Camels were the finest all-around transportation in this part of the ancient world.  In a caravan with heavy loads, they typically covered 25 miles a day or three miles an hour.  They actually could walk all day at four miles an hour, but to conserve their energy, the drivers walked rather than rode.  This slowed the caravan down to the pace and endurance of the drivers.  Camels had been known to travel a hundred miles a day when employed for military purposes.

Laban’s Pursuit

On the third day Laban received word that Jacob had fled.  Laban was shearing sheep.  For Laban to take action, he first arranged care for the sheep being sheared, then made the three-day journey back to the ranch and then organized an armed pursuit party on camels.  Jacob would have about a ten-day head start but that would not alarm Laban since the sheep with recently born lambs could only travel ten miles a day at most.  What Laban had not counted on was that Jacob had sent the sheep ahead before returning to the ranch.  By the time Laban was ready to pursue, the sheep were on the trail the equivalent of 33 days, 330 miles from Haran (23 + 3 +2 +3 + 2 = 33 days).  Meanwhile the herds had been on the trail 17 days so they would soon catch up with the flocks.  Jacob and family had been on the trail ten days and were a good 250-300 miles from Haran.  With camels they would soon catch up with the flocks, herds and donkey trains.
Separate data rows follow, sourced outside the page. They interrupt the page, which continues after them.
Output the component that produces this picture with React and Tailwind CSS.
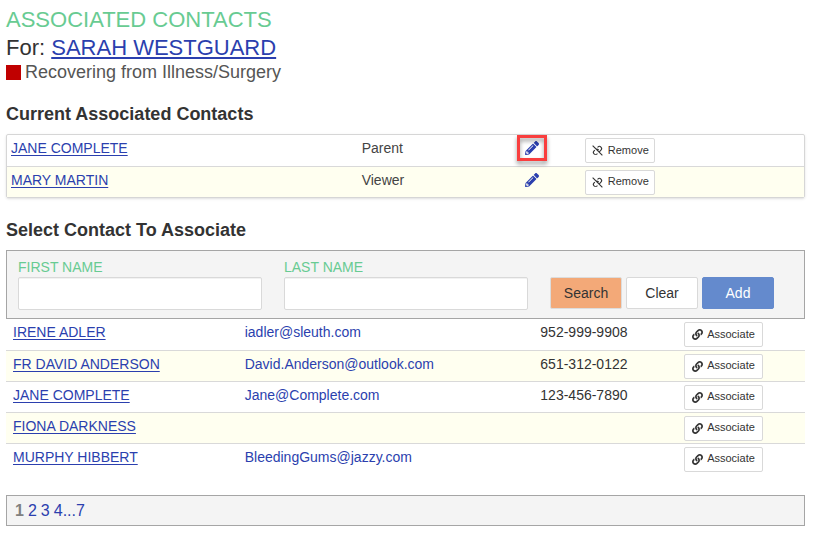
import { useState } from "react";
import { FaLink, FaPencilAlt } from "react-icons/fa";
import { BiUnlink } from "react-icons/bi";

const associated = [
  { id: 1, name: "JANE COMPLETE", role: "Parent", highlighted: true },
  { id: 2, name: "MARY MARTIN", role: "Viewer", highlighted: false },
];

const contacts = [
  { id: 1, name: "IRENE ADLER", email: "iadler@sleuth.com", phone: "952-999-9908" },
  { id: 2, name: "FR DAVID ANDERSON", email: "David.Anderson@outlook.com", phone: "651-312-0122" },
  { id: 3, name: "JANE COMPLETE", email: "Jane@Complete.com", phone: "123-456-7890" },
  { id: 4, name: "FIONA DARKNESS", email: "", phone: "" },
  { id: 5, name: "MURPHY HIBBERT", email: "BleedingGums@jazzy.com", phone: "" },
];

const link = "text-[#2b3fae] underline underline-offset-2";
const smallButton =
  "inline-flex h-[25px] items-center gap-1 rounded-xs border border-[#d9d9d9] bg-white text-[11px] text-[#333]";
const bigButton = "h-8 w-[72px] shrink-0 rounded-xs border text-sm";

function SearchField({ id, label, value, onChange }) {
  return (
    <div className="min-w-0 flex-1">
      <label htmlFor={id} className="block text-sm leading-4 text-[#68cb92]">
        {label}
      </label>
      <input
        id={id}
        type="text"
        value={value}
        onChange={(e) => onChange(e.target.value)}
        className="mt-[2px] block h-[33px] w-full rounded-xs border border-[#d9d9d9] bg-white px-2 text-sm inset-shadow-2xs"
      />
    </div>
  );
}

function AssociatedTable() {
  return (
    <div className="rounded-xs border border-[#d6d6d6] shadow-sm">
      <table className="w-full table-fixed">
        <tbody>
          {associated.map((c) => (
            <tr
              key={c.id}
              className="h-[31px] border-b border-[#d9d9d9] last:border-b-0 even:bg-[#fffff0]"
            >
              <td className="w-[44%] px-1 pt-1 align-top leading-[18px]">
                <a href="#" className={link}>{c.name}</a>
              </td>
              <td className="w-[20%] px-1 pt-1 align-top leading-[18px] text-[#444]">{c.role}</td>
              <td className="w-[8%] px-1 pt-1 align-top">
                <button aria-label={`Edit ${c.name}`} className="relative ml-1 block py-[2px]">
                  <FaPencilAlt className="size-[14px] text-[#2b3fae]" />
                  {c.highlighted && (
                    <span className="absolute -inset-x-2 -top-1 -bottom-1 border-3 border-[#f93e3e] drop-shadow-[0_3px_2px_rgba(0,0,0,0.4)]" />
                  )}
                </button>
              </td>
              <td className="px-1 pt-[3px] align-top">
                <button className={`${smallButton} px-[5px]`}>
                  <BiUnlink className="size-[13px]" />
                  Remove
                </button>
              </td>
            </tr>
          ))}
        </tbody>
      </table>
    </div>
  );
}

function ContactsTable() {
  return (
    <table className="w-full table-fixed">
      <tbody>
        {contacts.map((c) => (
          <tr
            key={c.id}
            className="h-[31px] border-b border-[#d9d9d9] last:border-b-0 even:bg-[#fffff0]"
          >
            <td className="w-[29%] px-[7px] pt-1 align-top leading-[18px]">
              <a href="#" className={link}>{c.name}</a>
            </td>
            <td className="w-[37%] px-[7px] pt-1 align-top leading-[18px]">
              {c.email && (
                <a href={`mailto:${c.email}`} className="text-[#2b3fae]">{c.email}</a>
              )}
            </td>
            <td className="w-[18%] px-[7px] pt-1 align-top leading-[18px]">{c.phone}</td>
            <td className="px-[7px] pt-[3px] align-top">
              <button className={`${smallButton} px-[7px]`}>
                <FaLink className="size-[11px]" />
                Associate
              </button>
            </td>
          </tr>
        ))}
      </tbody>
    </table>
  );
}

function App() {
  const [firstName, setFirstName] = useState("");
  const [lastName, setLastName] = useState("");

  const clear = () => {
    setFirstName("");
    setLastName("");
  };

  return (
    <main className="bg-white pt-1 pr-[9px] pb-2 pl-[6px] font-['Liberation_Sans',Arial,sans-serif] text-sm text-[#333]">
      {/* Header */}
      <h1 className="text-[22px] leading-8 text-[#68cb92]">ASSOCIATED CONTACTS</h1>
      <h2 className="text-[22px] leading-6">
        For: <a href="#" className={link}>SARAH WESTGUARD</a>
      </h2>
      <p className="flex items-center gap-1 text-lg leading-6 text-[#555]">
        <span className="size-[15px] bg-[#c00000]" />
        Recovering from Illness/Surgery
      </p>

      {/* Current contacts */}
      <h3 className="mt-[18px] mb-2 text-lg leading-6 font-bold">Current Associated Contacts</h3>
      <AssociatedTable />

      {/* Search */}
      <h3 className="mt-5 mb-2 text-lg leading-6 font-bold">Select Contact To Associate</h3>
      <form
        onSubmit={(e) => e.preventDefault()}
        className="flex items-end gap-[22px] border border-[#a5a5a5] bg-[#f4f4f4] pt-2 pr-[30px] pb-2 pl-[11px]"
      >
        <SearchField id="first-name" label="FIRST NAME" value={firstName} onChange={setFirstName} />
        <SearchField id="last-name" label="LAST NAME" value={lastName} onChange={setLastName} />
        <div className="mb-px flex gap-1">
          <button type="submit" className={`${bigButton} border-[#dcdcdc] bg-[#f3a978]`}>
            Search
          </button>
          <button
            type="button"
            onClick={clear}
            className={`${bigButton} border-[#d9d9d9] bg-white`}
          >
            Clear
          </button>
          <button type="button" className={`${bigButton} border-[#648acd] bg-[#648acd] text-white`}>
            Add
          </button>
        </div>
      </form>
      <ContactsTable />

      {/* Paging */}
      <nav
        aria-label="Pages"
        className="mt-[21px] flex gap-1 border border-[#a5a5a5] bg-[#f4f4f4] px-2 text-base leading-[29px] text-[#2b3fae]"
      >
        <span className="font-bold text-[#808080]">1</span>
        <a href="#">2</a>
        <a href="#">3</a>
        <span>
          <a href="#">4</a>
          <a href="#">...</a>
          <a href="#">7</a>
        </span>
      </nav>
    </main>
  );
}

export default App;
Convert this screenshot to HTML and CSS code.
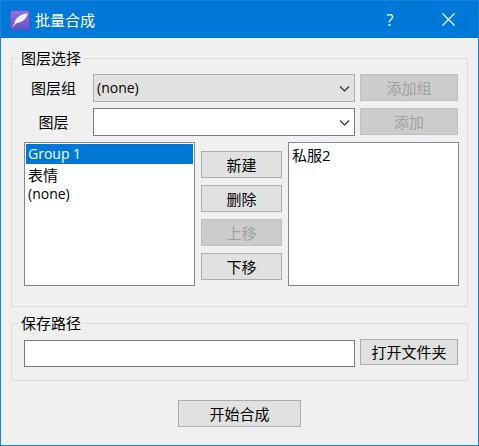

Scripture says it took Laban seven days to overtake Jacob.  Just days before, Jacob’s cattle, donkeys and camels had all caught up with his flocks and they were now in the hill country of Gilead, 400 miles from Haran.  Just as Jacob thought he was safe, Laban and his band appeared.  While Laban had expected to find them just 170 miles from his ranch, it probably did not take him long to learn they were a great distance ahead of him so he would have gone into a forced day and night march.  Even so for Laban to cover 400 miles in seven days, his camel army would have had to cover a punishing 55 miles a day.  What an amazing flight on Jacob’s part.  What an amazing pursuit on Laban’s part.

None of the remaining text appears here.